What to Do When an Employee Posts Something Nasty on Social Media
While clearly those who call their boss nasty names or make fun of their co-workers online never listened to their mothers when they said “If you can’t say anything nice, don’t say anything at all,” it still happens every day. Often, people who make posts like this are just venting and don’t mean any real harm, but the very nature of social media means that such statements can be damaging to personal and professional reputations. As a result, many employers take a dim view of negative social media posts — and a growing number of those social media ranters are finding themselves in the unemployment line after using poor judgment online.
Firing an employee who makes negative posts on social media isn’t always the best course of action, though. Not only might it be illegal, but also firing an otherwise productive employee can cost your company more than any damage that a single post ever would. Evaluating negative social media postings on a case-by-case basis is a more effective way of handling problems, and protects both your reputation and your relationship with the employees.
What’s Your Policy?
The first step to appropriately dealing with negative social media posts is to enact a comprehensive social media policy. While it might be tempting to ban employees from saying anything at all about work online, that’s simply not possible. The National Labor Relations Board has issued some guidance to employers regarding social media policies, which essentially allow your policy to govern the use of social media during working hours, define what can and cannot be shared online, prohibit harassment, offer guidelines on acceptable use, and provide guidelines on how and when employees can portray themselves as company representatives.
Just as important as defining what employees can and cannot do on social media, though, is outlining the consequences for violations and a process for addressing violations. In the vast majority of cases, negative social media posts can be easily dealt with via a conversation. In fact, assuming that the negative post isn’t something illegal or potentially harmful, most violations can be dealt with by:
- Pointing out the violation. If you see something negative online, request an in-person meeting with the poster. Note that you saw the post, and start a conversation. Point out that the post is a violation of the social media policy, and politely ask for the post to be taken down to avoid further action.
- Starting a conversation. Negative or inappropriate posts are rarely due to someone being bored or just wanting to cause trouble. In some cases, the poster might not realize that they have violated policy, or they might have just had a bad day. In other cases, the violation stems from a deeper underlying issue that needs to be addressed. As a manager, you might think that everything is fine and your employees are happy, but social media can tell a different story. Ask questions, and if there’s an issue, find ways to make improvements.
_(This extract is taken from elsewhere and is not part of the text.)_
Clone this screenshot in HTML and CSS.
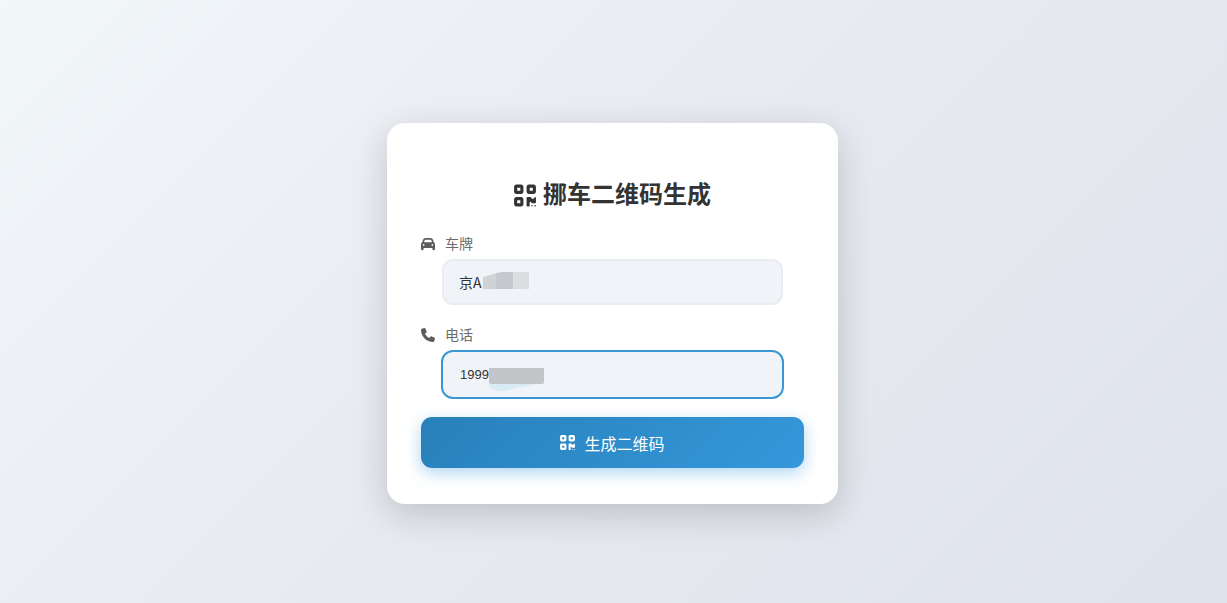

- Enforcing disciplinary policies. A good social media policy includes consequences for violations, and it’s important for those consequences to be handled consistently and equitably. However, termination is not the only possible response to negative social media posts. Progressive discipline is often appropriate in these cases; a verbal reprimand, followed by written reprimands up to and including termination for subsequent offenses. Documentation of the discipline process is vital.
One of the major issues associated with employee use of social media is maintaining that balance between protecting the business and employee privacy. In addition, many states have enacted laws prohibiting employers from firing employees for their activities outside of working hours, including posting on social media. For that reason, there may be times when the best thing to do about a negative employee post is nothing at all.
If an employee posts from his or her own computer, after working hours, about how much she dislikes her boss or co-workers, chances are that it’s not going to do much harm to the business — and if the employer says something to her about it, she could feel that her privacy was violated. Not to mention, in this case, it’s unlikely that a court would uphold any disciplinary action, given that it’s not a clear violation of social media policy.
However, there are times when you cannot ignore posts or take a progressive approach to discipline, such as when the posts are harassing, reveal confidential or protected information, or contain illegal behavior that could hurt the company. In those cases, immediate termination (in addition to other action) may be required, in accordance with your policy.
The bottom line when dealing with employees and social media is to maintain a balanced approach. Obviously, you don’t want employees posting nasty rumors or saying mean things about you online, but you also don’t want to overreact and cause more bad publicity. Develop a policy that gives employees some leeway in what they post, and focus on the comments and behavior that are truly detrimental to your company.